A Context-Aware Decision Framework for Software Service Maturity
Description
Software organisations increasingly rely on maturity and performance frameworks — DORA, SRE, CMMI, COBIT, and others — to assess engineering health and guide investment decisions. Most share a structural assumption: that maturity can be assessed on a universal scale, independent of business context. While contingency theory has long established that organisational effectiveness is context-dependent, and situational maturity models have been proposed at the organisational level, this insight has not been operationalised as a calibration mechanism for engineering maturity assessment at the individual service level. This paper argues that context-blind maturity assessment risks misallocating engineering investment and proposes the Service Maturity Framework (SMF), a context-aware, multi-dimensional decision framework that introduces business context as the calibrating dimension for all other maturity signals. Rather than a measurement problem requiring better scales, the paper frames this as a translation problem: how to derive appropriate operational thresholds from strategic context.
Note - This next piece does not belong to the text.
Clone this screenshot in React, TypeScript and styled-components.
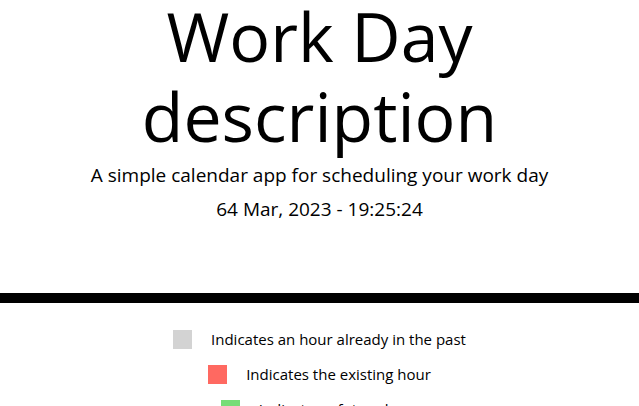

The framework uses three strategic categories — Optimise, Constrain, and Defer — grounded in Wardley's value chain evolution model and Kano's theory of attractive quality, to set differentiated maturity expectations per service. The classifier is two-stage by design: a Wardley × Kano base posture corrected by a measured escalation stage handling regulatory exposure, architectural coupling, and market thinness, with an explicit falsifiable bet that escalation governs a minority of services. The paper articulates four design requirements, defines the unit of analysis, presents the classification mechanism, and outlines a research agenda for the formal design and evaluation of the framework using Design Science Research methodology.